Insisting that church businesses pay municipal taxes is hardly persecution. There are many serious cases of actual, contemporary persecution, and if we misapply the term, we may find we have no adequate words left for today’s truest Christian martyrs.
Not Unfairly Torching Israel Is Good for Christians
Ultimately, closing the Church of the Holy Sepulcher hurts Christian pilgrims more than it does Israelis. It’s the most important Christian holy site in the world, and the most visited site by Christian pilgrims in Israel. They are already experiencing disappointment because of its closure.
When Pope John Paul II made a pilgrimage to Israel in March 2000, he placed a prayer in the Western Wall. In it, he prayed that Christians would “commit ourselves to genuine brotherhood with the people of the Covenant.”
In their inflammatorily expressed zeal to preserve preferential financial arrangements, these church leaders may be harming a relationship that is good for them and Christians across the world. How can we aspire not only to resolve disputes and tensions, but to truly deepen this genuine brotherhood?
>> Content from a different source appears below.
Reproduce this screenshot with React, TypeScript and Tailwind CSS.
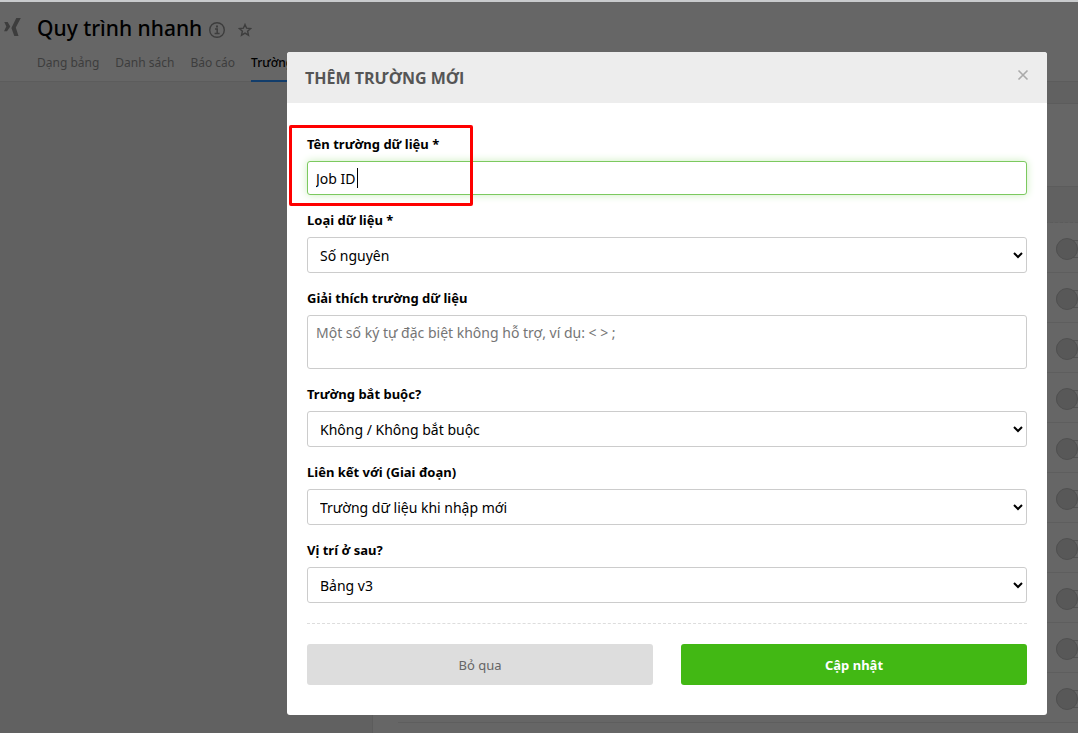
import type { ReactNode } from 'react'

const tabs = ['Dạng bảng', 'Danh sách', 'Báo cáo']
const rows = Array.from({ length: 10 }, (_, i) => i)

const control =
  'block w-full rounded-[3px] border border-[#ccc] bg-white text-sm text-black outline-none'

function Field({ id, label, children }: { id: string; label: string; children: ReactNode }) {
  return (
    <div>
      <label htmlFor={id} className="mb-[7px] block w-fit text-[13px] leading-5 font-bold text-black">
        {label}
      </label>
      {children}
    </div>
  )
}

function SelectField({ id, label, value }: { id: string; label: string; value: string }) {
  return (
    <Field id={id} label={label}>
      <div className="relative">
        <select id={id} defaultValue={value} className={`${control} h-9 appearance-none pt-0.5 pr-8 pl-3`}>
          <option>{value}</option>
        </select>
        <svg
          viewBox="0 0 10 8"
          className="pointer-events-none absolute top-3.5 right-1 h-2 w-2.5"
          fill="none"
          stroke="#000"
          strokeWidth="2"
          aria-hidden="true"
        >
          <path d="M1 2l4 4 4-4" />
        </svg>
      </div>
    </Field>
  )
}

function Logo() {
  return (
    <svg viewBox="0 0 18 20" className="mt-4 ml-1 h-5 w-[18px] shrink-0" fill="#3d3d3d" aria-hidden="true">
      <path d="M0.300 4H3.600L6.300 8.500 3 13.200H0L2.300 8.500z" />
      <path d="M12.300 0H16.800L11.800 9.500 14.500 18H10.300L7.400 10z" />
    </svg>
  )
}

function PageBehind() {
  return (
    <div className="flex min-h-screen flex-col bg-[#616161]">
      <header className="flex border-t-2 border-b border-t-[#c9cbcd] border-b-[#5c5c5c] bg-[#666]">
        <Logo />
        <div className="ml-[15px]">
          <div className="flex items-center pt-2.5">
            <h1 className="text-[21px] leading-8 font-medium text-black">Quy trình nhanh</h1>
            <svg viewBox="0 0 16 16" className="mt-1 ml-[7px] size-4" fill="none" stroke="#3d3d3d" aria-hidden="true">
              <circle cx="8" cy="8" r="7.300" strokeWidth="1.400" />
              <path d="M6 7h2.200v4.500M5.600 11.500h5" strokeWidth="1.500" />
              <path d="M7 4.400h2" strokeWidth="2" />
            </svg>
            <svg
              viewBox="0 0 14 14"
              className="mt-1 ml-[13px] size-3.5"
              fill="none"
              stroke="#3d3d3d"
              strokeWidth="1.400"
              aria-hidden="true"
            >
              <path d="M7 1.500l1.600 3.700 4 .3-3 2.700.9 4L7 10.100l-3.500 2.100.9-4-3-2.700 4-.3z" />
            </svg>
          </div>
          <nav className="-mb-px flex gap-4 text-xs leading-5 text-[#3d3d3d]">
            {tabs.map((t) => (
              <a key={t} href="#" className="pt-[9px] pb-[9px]">
                {t}
              </a>
            ))}
            <a href="#" className="border-b-2 border-[#123d6b] pt-[9px] pb-[7px] font-medium whitespace-nowrap text-black">
              Trường dữ liệu
            </a>
          </nav>
        </div>
      </header>
      <main className="mt-[21px] ml-[372px] flex-1 border-t border-l border-[#5c5c5c] bg-[#666]">
        <div className="h-[82px]" />
        <div className="ml-[25px] h-[37px] border-t border-b border-[#5c5c5c] bg-[#616161] [border-bottom-style:dashed]" />
        {rows.map((i) => (
          <div key={i} className="ml-[25px] flex h-[50px] items-center justify-end border-b border-[#5e5e5e] pt-0.5">
            <span className="-mr-5 flex h-[18px] w-[42px] items-center rounded-full border border-[#545454]">
              <span className="-ml-px size-[22px] shrink-0 rounded-full border border-[#505050] bg-[#585858]" />
            </span>
          </div>
        ))}
      </main>
    </div>
  )
}

export default function App() {
  return (
    <div className="relative h-screen overflow-hidden font-[Noto_Sans,sans-serif]">
      <PageBehind />
      <div className="absolute inset-0 flex items-start pt-[52px] pr-[31px] pl-[287px]">
        <section role="dialog" aria-labelledby="dialog-title" className="flex-1 overflow-hidden rounded-[3px] bg-white">
          <div className="flex h-[51px] items-center justify-between bg-[#ededed] px-[18px]">
            <h2 id="dialog-title" className="font-[Open_Sans,sans-serif] text-base font-bold text-[#555]">
              THÊM TRƯỜNG MỚI
            </h2>
            <button type="button" aria-label="Đóng" className="mb-1.5">
              <svg viewBox="0 0 12 12" className="size-3" stroke="#aaa" strokeWidth="1.600" aria-hidden="true">
                <path d="M1.500 1.500l9 9M10.500 1.500l-9 9" />
              </svg>
            </button>
          </div>
          <form className="px-5 pt-[31px] pb-[30px]">
            <div className="flex flex-col gap-[15px]">
              <div className="relative">
                <Field id="name" label="Tên trường dữ liệu *">
                  <div className="relative">
                    <input
                      id="name"
                      defaultValue="Job ID"
                      className="block h-[34px] w-full rounded-[3px] border border-[#7cc95f] bg-white px-2 text-sm text-black shadow-[0_0_8px_#cdeec0] outline-none"
                    />
                    <span className="absolute top-[7px] left-[50px] h-5 w-px bg-black" />
                  </div>
                </Field>
                <div className="pointer-events-none absolute -top-[9px] -left-[18px] h-[81px] w-[184px] rounded-[2px] border-3 border-[#fe0000]" />
              </div>
              <SelectField id="type" label="Loại dữ liệu *" value="Số nguyên" />
              <Field id="note" label="Giải thích trường dữ liệu">
                <textarea
                  id="note"
                  placeholder="Một số ký tự đặc biệt không hỗ trợ, ví dụ: < > ;"
                  className={`${control} h-[54px] resize-none px-2 py-[7px] placeholder:text-[#757575]`}
                />
              </Field>
              <SelectField id="required" label="Trường bắt buộc?" value="Không / Không bắt buộc" />
              <SelectField id="stage" label="Liên kết với (Giai đoạn)" value="Trường dữ liệu khi nhập mới" />
              <SelectField id="position" label="Vị trí ở sau?" value="Bảng v3" />
            </div>
            <div className="mt-5 grid grid-cols-2 gap-7 border-t border-dashed border-[#ddd] pt-5">
              <button type="button" className="h-[41px] rounded-[3px] bg-[#ddd] pt-0.5 text-[13px] text-[#666]">
                Bỏ qua
              </button>
              <button type="button" className="h-[41px] rounded-[3px] bg-[#42b814] pt-0.5 text-[13px] font-bold text-white">
                Cập nhật
              </button>
            </div>
          </form>
        </section>
      </div>
    </div>
  )
}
Perhaps one way is for Christians to think creatively about how we can express gratitude for Israel’s legal protection for all faiths and preservation of access to religious sites important to people of many religions.
Perhaps Christian pilgrims to the Holy Land could first visit Yad Vashem and Mount Herzl before they venture to trace Jesus’ footsteps, to appreciate how the suffering and sacrifices of the Jewish people contributed to the heroic founding of the modern state of Israel that preserves Christian access to sacred sites. In contrast with its neighbors, Israel is the Middle East’s only liberal democracy, and the only place Christians enjoy freedom from religious persecution. That’s ultimately far more important than preferential tax breaks for church-owned businesses.